Outre le pétrole, la présidence de Donald Trump aux États-Unis, devrait effectivement conduire à une accélération de l'expansion des infrastructures américaines de GNL. Chris Wright, le candidat choisi par Trump comme secrétaire à l'Énergie, a d'ailleurs plaidé en ce sens lors de sa récente audition par la commission sénatoriale à l'Énergie et aux Ressources naturelles, qui fait partie du processus de confirmation à son poste au sein du gouvernement.
Et l'Europe devrait donc être le bénéficiaire majeur d'un renforcement de l'offre gazière mondiale : comme en 2019, la guerre commerciale qui se dessine entre les États-Unis et la Chine pourrait perturber les flux de GNL entre les deux pays. Cela impliquerait une concurrence moins importante sur la demande de gaz américain, tandis que l'UE pourrait utiliser ses achats de GNL dans le cadre de négociations commerciales avec les États-Unis, afin d’éviter des tarifs douaniers punitifs.

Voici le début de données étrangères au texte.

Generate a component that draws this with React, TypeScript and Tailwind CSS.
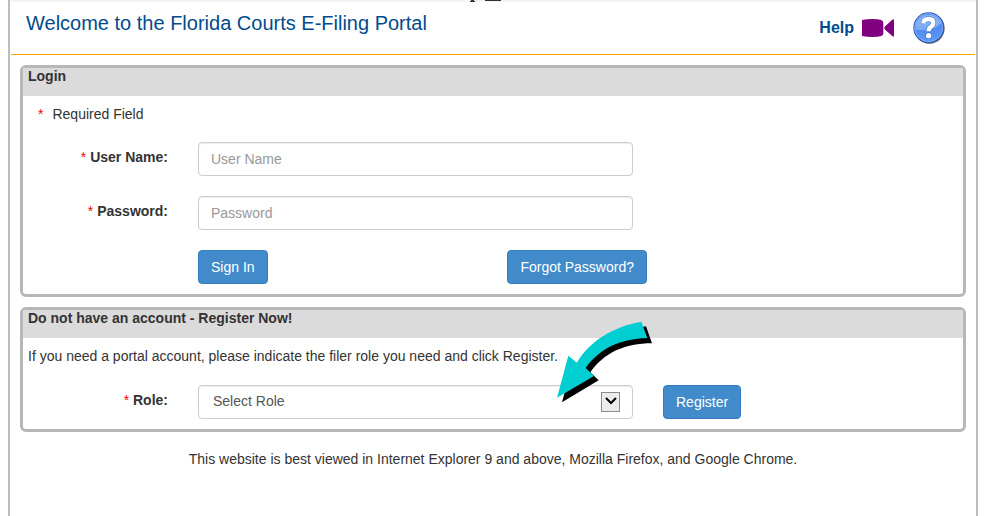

Les droits de douane seront un levier privilégié par Trump
L'UE a conclu le 6 décembre un vaste accord commercial avec quatre pays sud-américains du Mercosur (Argentine, Brésil, Paraguay, Uruguay) visant à créer une zone de libre-échange de 700 millions de consommateurs. Ursula von der Leyen avait alors assuré que l'accord créerait des ponts commerciaux au moment où "des vents forts soufflent dans la direction opposée, vers l'isolement et la fragmentation", un commentaire considéré comme une allusion aux menaces de Donald Trump d'augmenter les droits de douane.
Donald Trump a menacé d'imposer des droits de douane sévères aux partenaires commerciaux des États-Unis, notamment le Canada, le Mexique et la Chine, ce qui pourrait avoir des répercussions sur l'économie mondiale. Les menaces tarifaires du président américain pourraient être une fanfaronnade ou un moyen de pression en vue des futures négociations commerciales lorsqu'il prendra ses fonctions. Mais il n'a cessé d'insister sur le fait que des droits de douane "correctement utilisés" seraient positifs pour l'économie américaine.
"Notre pays est actuellement perdant face à tout le monde", avait-il déclaré mi-décembre. "Les taxes douanières rendront notre pays riche."